Hopefully we’ve gotten past the most difficult part of the chicks’ development, and we won’t be in as great a danger of losing any others.

Overall, we are having a much more successful summer this year than last, but only time will tell how the harvest will turn out!

Apparently, chickens are a gateway drug to more hard-core microfarming adventures. Can you guess what these little puff balls are?

They’re turkeys! They hatched just 8 hours ago, and are still stumbling around in their box. One little guy (or gal, I don’t know how to tell yet) even flipped over onto his back and started peeping up a storm, and needed a gentle hand to tip him back over. I guess this means we’ll be having to check on them every hour or so to make sure they don’t flip over and dehydrate themselves.

There are six turkey poults, all Mamouth Bronze Turkeys. Think of the turkeys you see portrayed at the Pilgrim’s and Indian’s first Thanksgiving…they will look something like that. They will not be pets, although I’ve read that they enjoy human company a great deal. I’m sure that we will enjoy their company too…until Thanksgiving, when we will enjoy their drumsticks.

In addition to the turkey poults, Adam threw in four Araucana chickens as well! They seem to be fiesty little creatures, already running and jumping just 8 hours after hatching. The little chick on the right of the picture is the Araucana, the turkey is on the left. The reason I wanted these little gems so badly is because they lay green/blue eggs! We’ll have the prettiest egg boxes on the block once those little ladies start laying.

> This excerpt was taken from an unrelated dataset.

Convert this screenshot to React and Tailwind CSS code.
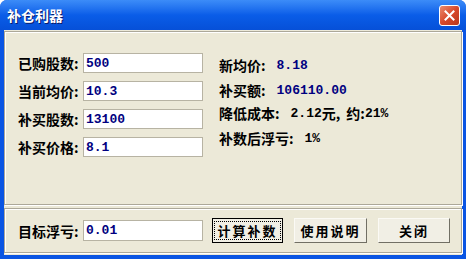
import React from "react";

const cjk = { fontFamily: '"Noto Sans CJK SC", "Noto Sans", sans-serif' };
const mono = { fontFamily: '"Liberation Mono", "Noto Sans CJK SC", monospace' };

function Field({ label, value, h = "h-[20px]" }) {
  return (
    <div className="flex items-center">
      <span className="w-[65px] text-[14px] font-bold text-black whitespace-nowrap leading-none" style={cjk}>
        {label}:
      </span>
      <div className={`w-[120px] ${h} bg-white border border-[#b7b3a3] flex items-center pl-[2px]`}>
        <span className="text-[13px] font-bold text-[#000080] leading-none" style={mono}>{value}</span>
      </div>
    </div>
  );
}

function Btn({ children, focus, w }) {
  return (
    <button
      className={`${w} h-[25px] flex items-center justify-center bg-[#f1efe5] border ${
        focus ? "border-black" : "border-[#fbfaf5] border-r-[#716f64] border-b-[#716f64]"
      }`}
    >
      <span
        className={`flex items-center justify-center text-[13px] font-bold text-black tracking-[2px] leading-none whitespace-nowrap ${
          focus ? "w-[67px] h-[19px] border border-dotted border-black" : ""
        }`}
        style={cjk}
      >
        {children}
      </span>
    </button>
  );
}

export default function App() {
  return (
    <div className="w-[466px] h-[259px] bg-[#0a55e3] rounded-t-[7px] flex flex-col overflow-hidden">
      <div className="h-[30px] flex items-center justify-between pl-[7px] pr-[6px] bg-gradient-to-b from-[#3c8cf8] via-[#0a5de8] to-[#0650d8]">
        <span className="text-white text-[14px] font-bold [text-shadow:1px_1px_0_#0a1c6b]" style={cjk}>补仓利器</span>
        <div className="w-[21px] h-[21px] rounded-[3px] border border-white bg-gradient-to-br from-[#e98a6e] via-[#d8482a] to-[#b8381c] flex items-center justify-center">
          <svg width="11" height="11" viewBox="0 0 11 11">
            <path d="M1.5 1.5 L9.5 9.5 M9.5 1.5 L1.5 9.5" stroke="white" strokeWidth="2" strokeLinecap="square" />
          </svg>
        </div>
      </div>
      <div className="flex-1 mx-[4px] mb-[4px] bg-[#ece9d8] flex flex-col pt-[1px] gap-[3px]">
        <div className="h-[174px] border border-[#aca899] shadow-[inset_1px_1px_0_#ffffff,1px_1px_0_#ffffff] flex pl-[13px]">
          <div className="flex flex-col gap-[8px] pt-[21px]">
            <Field label="已购股数" value="500" />
            <Field label="当前均价" value="10.3" />
            <Field label="补买股数" value="13100" />
            <Field label="补买价格" value="8.1" />
          </div>
          <div className="ml-[16px] pt-[26px] flex flex-col text-[14px] font-bold text-black leading-none" style={cjk}>
            <div className="h-[14px] flex items-center whitespace-nowrap">
              新均价: <span className="ml-[11px] text-[#000080] text-[13px]" style={mono}>8.18</span>
            </div>
            <div className="h-[14px] mt-[11px] flex items-center whitespace-nowrap">
              补买额: <span className="ml-[11px] text-[#000080] text-[13px]" style={mono}>106110.00</span>
            </div>
            <div className="h-[14px] mt-[9px] flex items-center whitespace-nowrap">
              降低成本: <span className="ml-[11px] text-[13px]" style={mono}>2.12</span>元,<span className="ml-[6px]">约:</span><span className="text-[13px]" style={mono}>21%</span>
            </div>
            <div className="h-[14px] mt-[11px] flex items-center whitespace-nowrap">
              补数后浮亏: <span className="ml-[11px] text-[13px]" style={mono}>1%</span>
            </div>
          </div>
        </div>
        <div className="h-[45px] border border-[#aca899] shadow-[inset_1px_1px_0_#ffffff,1px_1px_0_#ffffff] flex items-center pl-[13px]">
          <Field label="目标浮亏" value="0.01" h="h-[21px]" />
          <div className="flex items-center ml-[9px] gap-[11px]">
            <Btn focus w="w-[71px]">计算补数</Btn>
            <Btn w="w-[73px]">使用说明</Btn>
            <Btn w="w-[72px]">关闭</Btn>
          </div>
        </div>
      </div>
    </div>
  );
}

To sum up my microfarming adventure tour, I also had one of the first strawberries of the season, and the first salad from our lettuces this past weekend. Both were wonderful, especially since they grew right in our backyard!

I will enjoy dragging you along our turkey adventure, from farm to table as they say!

The growing season has finally started kicking into gear hear in Southwestern Ohio, and we were so lucky this year that Adam got a job at Lowe’s! Those two ideas may not seem complementary, but they definitely are. Lowe’s is a very big company. They buy more things than they can sell on a regular basis. With washing machines it doesn’t matter too much, but when a store has literally thousands of seedlings that are getting ready to die, well, then they just start throwing things away. Being the upstanding employee that he is, Adam asked if he could possibly take some of the plants that had been thrown out. As you can see here, it was a success! With the exception of the strawberries (which lived all through the winter!) everything in the garden is brand new.

He was able to get A LOT of broccoli, cauliflower, cabbage, red cabbage, some arugula, a few different lettuces, eggplant, cantaloupe, rutabegas (not sure about those yet), mint, and a small rosemary bush!

We still need to plant the other two-thirds of the garden very soon, which will include:

Tomatoes (mostly cherry and roma tomatoes)
Bell Peppers (every color we can find)
Jalapeno Peppers
Carrots
Green Beans
More Eggplant
Spinach
More Lettuces
Cucumbers
Spaghetti Squash

And for the herb garden, I’ll need:
Basil
Thyme
Oregano
Sage
Parsley
Cilantro

Last year was a very rainy, gloomy, cool summer in our region, which did not make for good gardening. We are hoping for a much better year this time around, and with a little good weather and good luck we’ll have more produce than we know what to do with! We are also doing things slightly differently this year, taking a “square foot gardening” approach to our 10 foot by 20 foot area. Last year we planted in neat little rows, and while that was very nice and organized, it definitely was not as productive as it could have been (bad weather aside). We’ll intersperse some jalapeno plants and marigolds as we go to try and keep some of the bugs away (they don’t like spicy plants, or marigolds!), and hope for the best.

I can’t think of a better price to pay for organic, homegrown vegetables than free!